“The fire service’s weekly safety column”
By: Ray McCormack
Tactical Safety examines the process of firefighting to see if there is a better and safer way to operate.
“If you can not see, then you should be crawling.” This adage makes a lot of sense, and allows firefighters to be more effective. Just because the fire has not taken away your ability to walk, does not automatically equate to operating in an upright position. Granted, we do not have to crawl all the time, however, staying close to floor level combined with the ability to move quickly is an unbeatable, tactically safe combination.
Some will claim that our gear, due to its protective properties, allow us to walk around more than before. I would say that walking is more of a choice than an unintended outcome of advanced PPE. We all make choices, however, kneeling down and advancing is much safer than being upright. As we enter the fire area, we should be low so that we can use smoke-lift to our full advantage. I believe it is much easier to maintain a sense of direction and object recognition when I am closer to items at floor level.
As we enter the fire area, we do not always know the path to the fire; it must be developed as we move along looking and feel for clues. There is so much to lose and miss when we are not close to the floor such as our balance and victims. When we are upright and we bump into something, our forward momentum can cause more problems than just an abrupt stop. If a stair railing is encountered, I would much rather bump it with my shoulder than my hip and flip over it. Being top-heavy is a concern even when we crawl. By having one leg stretched out in front of us, we can avoid a lot of balance problems and hazard issues that come with fireground operations.
For the nozzle firefighter, using the one-leg-forward technique allows for rapid identification of: steps, collapsed mattresses, holes in floors and other obstructions. It also allows most of the firefighter’s weight to be placed behind them on the kneeling knee while using the outstretched leg as a sliding indicator to identify what lies ahead.
Crawling firefighters will be better able to locate victims, because they cover a larger area than a firefighter who walks around. When you’re low to the floor, you can incorporate using your tool or hands to enlarge your search area sweep.
It is all a matter of what we are doing and the conditions we are in at the time.
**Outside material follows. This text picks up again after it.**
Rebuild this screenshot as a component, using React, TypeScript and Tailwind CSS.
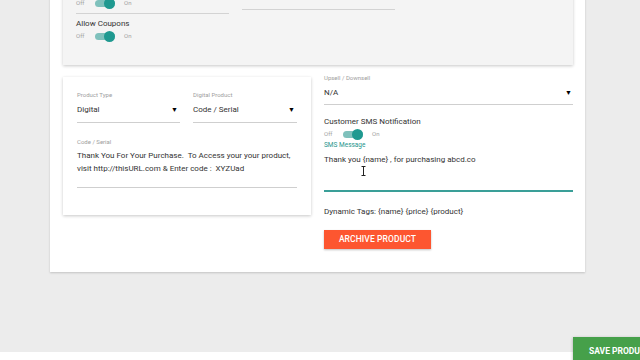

If you walk into someplace, then it should be virtually smoke-free, or the degree of visual limitation is minimal. The converse is also true when the smoke is down to the floor; then so should you be! We all want to complete our tasks rapidly; as time is always working against us, we must use techniques that are efficient so that we are not just bouncing off objects like a pinball. Many times operations are started in a walking position and then conditions change, and we are forced down and are now examining new territory. If you do walk around, at least stay mindful of lower landmarks, so when your vision is lost you will be much more prepared.
Remember, most victims are either on the floor or have fallen to a lower position; the ones you find standing just need direction, not rescue. The ones you miss while walking around will eventually be found by someone who knew enough to kneel down.